California essentially subsidizes other States through Federal taxes. It receives approximately 77 cents of Federal spending in the State for every dollar sent to Washington. The net outflow from California is roughly $70 billion per year.
Yep. We will be out of California and California will be out of the USA. California will still be the 7th biggest economy in the USA and the rest of the USA would be behind both Japan and Germany. Hey California haters - Wake up
California has the largest economy in the US at about $3.9 trillion and is the fifth largest in the world. It has a population of nearly 40 million, largest in the US. It is the largest market for jet fuel and second largest for gasoline. Due to CARB requirements that limit imports of gasoline, refineries run at essentially maximum capacity. Natural gas and lubricants are also major markets.
Not unless chevron gives them away AND keeps the long term environmental liability.
No takers….
Cheaper to keep ‘er.
On a real note, Walls mentioned already publicly that if CA keeps tightening the noose, it will not be economically viable to invest in CA.
Glad I got out when I did.

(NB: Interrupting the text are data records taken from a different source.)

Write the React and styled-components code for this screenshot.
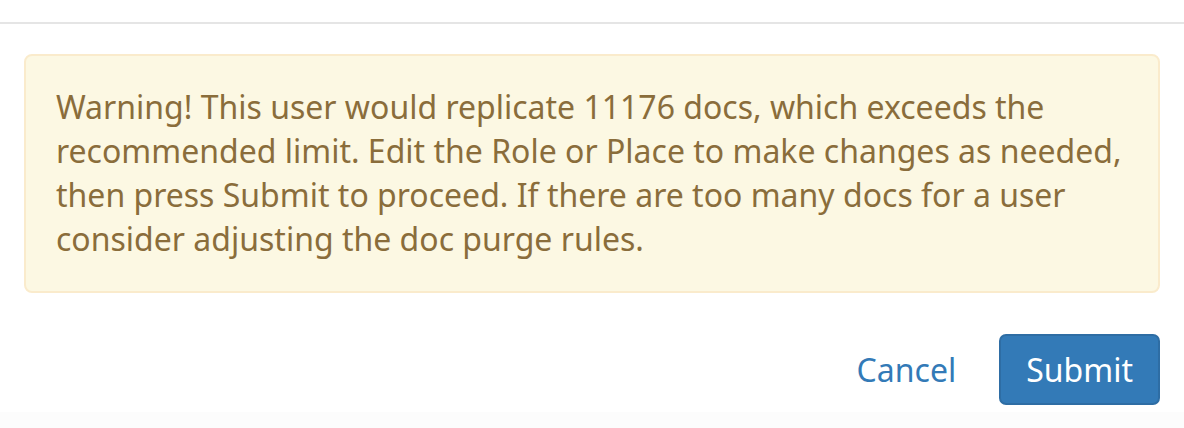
import styled, { createGlobalStyle } from 'styled-components';

const GlobalStyle = createGlobalStyle`
  html, body {
    margin: 0;
    padding: 0;
    background: #fcfcfc;
  }
  body {
    font-family: "Noto Sans", "Open Sans", sans-serif;
  }
`;

const Modal = styled.div`
  width: 1184px;
  background: #ffffff;
  display: flex;
  flex-direction: column;
`;

const Header = styled.div`
  height: 22px;
  border-bottom: 2px solid #e5e5e5;
`;

const Body = styled.div`
  padding: 30px 24px 0;
`;

const Alert = styled.div`
  background: #fcf8e3;
  border: 2px solid #faebcc;
  border-radius: 8px;
  color: #8a6d3b;
  padding: 29px 30px 30px;
  font-size: 32px;
  line-height: 44px;
`;

const Footer = styled.div`
  display: flex;
  justify-content: flex-end;
  align-items: center;
  gap: 16px;
  padding: 41px 24px 7px;
`;

const Button = styled.button`
  font-family: "Noto Sans", "Open Sans", sans-serif;
  font-size: 32px;
  line-height: 44px;
  height: 71px;
  padding: 0 25px;
  border-radius: 7px;
  cursor: pointer;
  border: 2px solid ${p => (p.primary ? '#2e6da4' : 'transparent')};
  background: ${p => (p.primary ? '#337ab7' : 'transparent')};
  color: ${p => (p.primary ? '#ffffff' : '#337ab7')};
`;

export default function App() {
  return (
    <>
      <GlobalStyle />
      <Modal>
        <Header />
        <Body>
          <Alert>
            Warning! This user would replicate 11176 docs, which exceeds the recommended limit. Edit the Role or Place to make changes as needed, then press Submit to proceed. If there are too many docs for a user consider adjusting the doc purge rules.
          </Alert>
        </Body>
        <Footer>
          <Button>Cancel</Button>
          <Button primary>Submit</Button>
        </Footer>
      </Modal>
    </>
  );
}
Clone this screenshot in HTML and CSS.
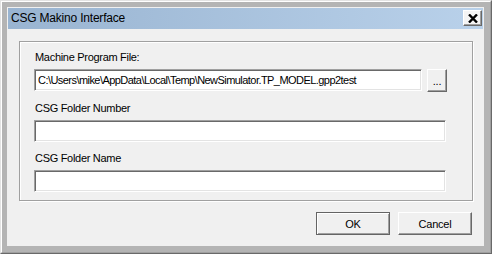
FILE: index.html
```html
<!DOCTYPE html>
<html lang="en">
<head>
    <meta charset="UTF-8">
    <title>CSG Makino Interface</title>
    <link rel="stylesheet" href="styles.css">
</head>
<body>
    <div class="window">
        <div class="frame">
            <div class="client">
                <div class="caption">
                    <span class="title">CSG Makino Interface</span>
                    <button class="close-btn" type="button">
                        <svg width="10" height="9" viewBox="0 0 10 9">
                            <path d="M1 0.5 L9 8.5 M9 0.5 L1 8.5" stroke="#000" stroke-width="2.4" fill="none"/>
                        </svg>
                    </button>
                </div>

                <div class="dialog-body">
                    <div class="group">
                        <label class="field-label first" for="program_file">Machine Program File:</label>
                        <div class="file-row">
                            <input class="text-input file-input" type="text" id="program_file" value="C:\Users\mike\AppData\Local\Temp\NewSimulator.TP_MODEL.gpp2test">
                            <button class="btn browse-btn" type="button">...</button>
                        </div>

                        <label class="field-label second" for="folder_number">CSG Folder Number</label>
                        <input class="text-input wide-input" type="text" id="folder_number">

                        <label class="field-label third" for="folder_name">CSG Folder Name</label>
                        <input class="text-input wide-input" type="text" id="folder_name">
                    </div>

                    <div class="actions">
                        <button class="btn action-btn default-btn" type="button">OK</button>
                        <button class="btn action-btn" type="button">Cancel</button>
                    </div>
                </div>
            </div>
        </div>
    </div>
</body>
</html>
```

FILE: styles.css
```css
* {
    box-sizing: border-box;
}

body {
    margin: 0;
    padding: 0;
    font-family: "Liberation Sans", Arial, sans-serif;
    font-size: 11px;
    color: #000;
    background-color: #f0f0f0;
}

/* Window frame (classic 3D edges) */
.window {
    width: 492px;
    height: 254px;
    border: 1px solid;
    border-color: #e3e3e3 #696969 #696969 #e3e3e3;
}

.frame {
    height: 100%;
    border: 1px solid;
    border-color: #fff #a0a0a0 #a0a0a0 #fff;
    background-color: #b4b4b4;
    padding: 5px 6px 6px 5px;
}

.client {
    height: 100%;
    background-color: #f0f0f0;
    padding: 1px 1px 0 1px;
    display: flex;
    flex-direction: column;
}

.caption {
    height: 21px;
    display: flex;
    align-items: flex-start;
    justify-content: space-between;
    background: linear-gradient(to right, #99b4d1, #b9d1ea);
}

.title {
    font-size: 12px;
    line-height: 21px;
    letter-spacing: -0.2px;
    padding-left: 3px;
}

.close-btn {
    width: 19px;
    height: 16px;
    margin-top: 2px;
    margin-right: 1px;
    padding: 0;
    border: 1px solid;
    border-color: #fff #696969 #696969 #fff;
    box-shadow: inset -1px -1px #a0a0a0;
    background-color: #f4f4f4;
    display: flex;
    align-items: center;
    justify-content: center;
}

.close-btn svg {
    display: block;
}

/* Dialog contents */
.dialog-body {
    padding: 12px 10px 0 11px;
}

.group {
    height: 160px;
    border: 1px solid #a0a0a0;
    box-shadow: inset 1px 1px #fff, 1px 1px #fff;
    padding: 0 0 0 14px;
    display: flex;
    flex-direction: column;
    align-items: flex-start;
}

.field-label {
    display: block;
    line-height: 13px;
    letter-spacing: -0.3px;
    padding-left: 1px;
}

.field-label.first {
    margin-top: 9px;
}

.field-label.second,
.field-label.third {
    margin-top: 10px;
}

.file-row,
.text-input {
    margin-top: 5px;
}

.file-row {
    display: flex;
    align-items: flex-start;
    gap: 5px;
}

.file-row .text-input {
    margin-top: 0;
}

.text-input {
    height: 22px;
    border: 1px solid;
    border-color: #a0a0a0 #fff #fff #a0a0a0;
    box-shadow: inset 1px 1px #696969, inset -1px -1px #e3e3e3;
    background-color: #fff;
    font-family: "Liberation Sans", Arial, sans-serif;
    font-size: 11px;
    letter-spacing: -0.55px;
    color: #000;
    padding: 0 2px 0 3px;
    outline: none;
}

.file-input {
    width: 388px;
}

.wide-input {
    width: 412px;
}

.btn {
    border: 1px solid;
    border-color: #fff #696969 #696969 #fff;
    box-shadow: inset -1px -1px #a0a0a0;
    background-color: #f0f0f0;
    font-family: "Liberation Sans", Arial, sans-serif;
    font-size: 11px;
    letter-spacing: -0.2px;
    color: #000;
    padding: 0;
}

.browse-btn {
    width: 20px;
    height: 23px;
}

.actions {
    margin-top: 11px;
    padding-right: 1px;
    display: flex;
    justify-content: flex-end;
    gap: 8px;
}

.action-btn {
    width: 74px;
    height: 23px;
}

.default-btn {
    border-color: #646464;
    box-shadow: inset 1px 1px #fff, inset -1px -1px #a0a0a0;
}
```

There have been reorgs but this one is hitting a little different.
Management has already said that reorgs like this will be not only more frequent but amplified.
Yes, everything is in play. People move first, then sales follow.
Who would buy any oil assets in Newsom’s California? Everyone wants to bail. Phillips66 is just closing the old Unocal refinery in Wilmington/Carson. Imagine the cost of doing that with Richmond and El Segundo. And SJV has been open to sale for years.